Começa, por exemplo, num encontro: como o que Javier Marías descreve em Binóculos Partidos, no bulício das corridas de cavalos. Uma cotovelada quebra o instrumento ótico e faz dois desconhecidos partilharem uns minutos de entusiasmo pelas apostas desportivas e pela vitória de um cavalo chamado Caronte (o nome do barqueiro mitológico que carrega as almas dos recém-falecidos pelo rio Estige acima, punch line metafórica que há de ser airada no fim do conto), mais umas confidências inesperadas: como a de saber que um guarda-costas com gosto indescritível para roupas caras quer sentir-se útil ao ponto de imaginar cometer um atentado contra o rico patrão, mas que, confrontado com a obrigação de agora ter de lhe tratar definitivamente da saúde, não o quer fazer. “Oxalá não venha.” Era um assassino relutante, que “agia com consideração”.
Mas a inquietação de desconhecer o quadro completo, de flutuar entre dúvidas e fantasmas, de ser-se tomado por sentimentos contraditórios e por voyeurismos e por ironias finas como lâminas, de ser-se elegante mas inexoravelmente arrastado para o abismo, de existir ao fim e ao cabo – ingredientes que caracterizam os sofisticados romances do espanhol – dissemina-se neste Não Mais Amores, compilação de 30 contos, escritos ao longo de cerca de três décadas. Como na história dessa mãe que se transfigura em atriz de produções pornográficas por necessidade.

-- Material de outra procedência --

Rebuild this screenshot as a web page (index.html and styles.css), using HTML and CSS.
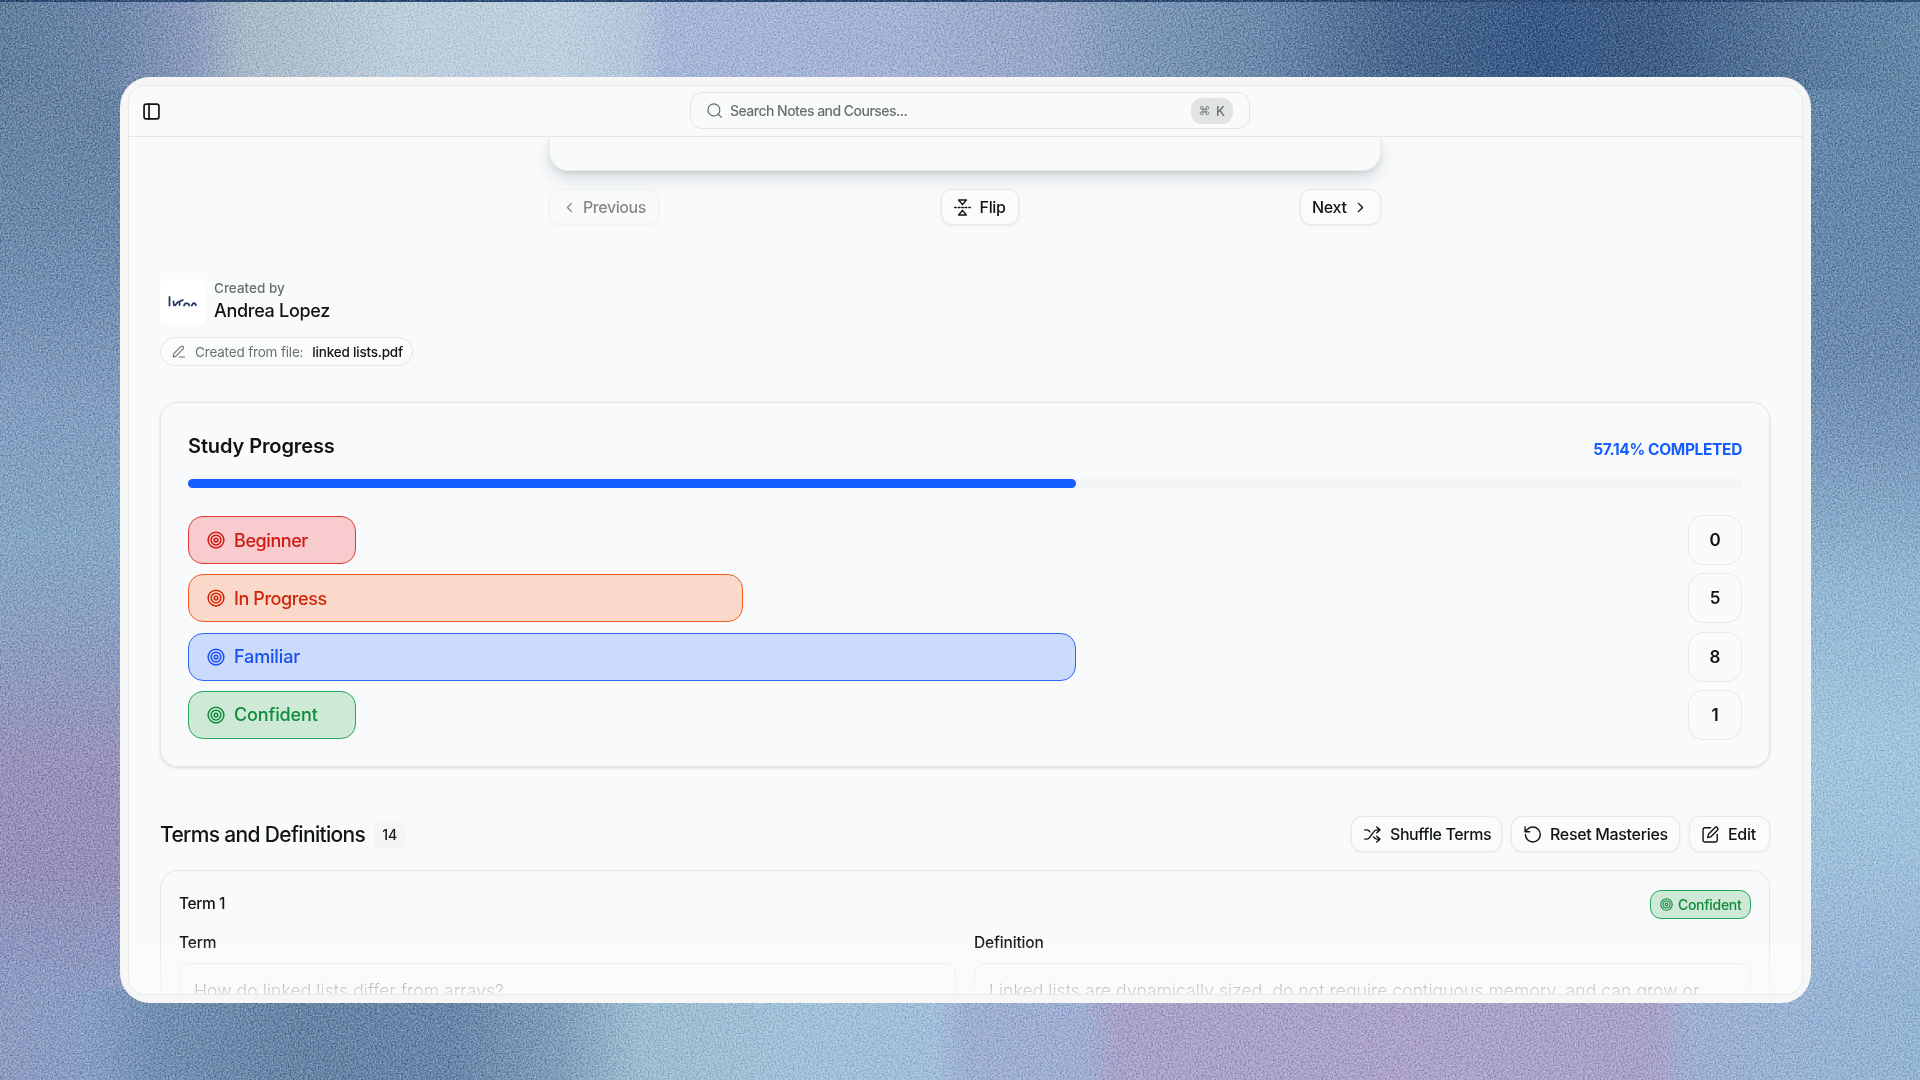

Ou a desse ente apaixonado que se questiona se se pode realmente amar sem fotografias da pessoa amada. Ou ainda a da tragicomédia de Ruibérriz de Torres, personagem recorrente de Marías, na rodagem de um filme com Elvis Presley no México.
Um toque de estranheza, uma ponta de onirismo, uma vocação de marionetista exímio que puxa os fios sempre em ligeiro desacerto com as expectativas do leitor? Tudo está aqui, tanto nos contos que não envergonham o autor (aceites), como nos que o envergonham um pouco (os aceitáveis) e até nos que escreveu lá atrás na pré-história da carreira (os inaceitáveis).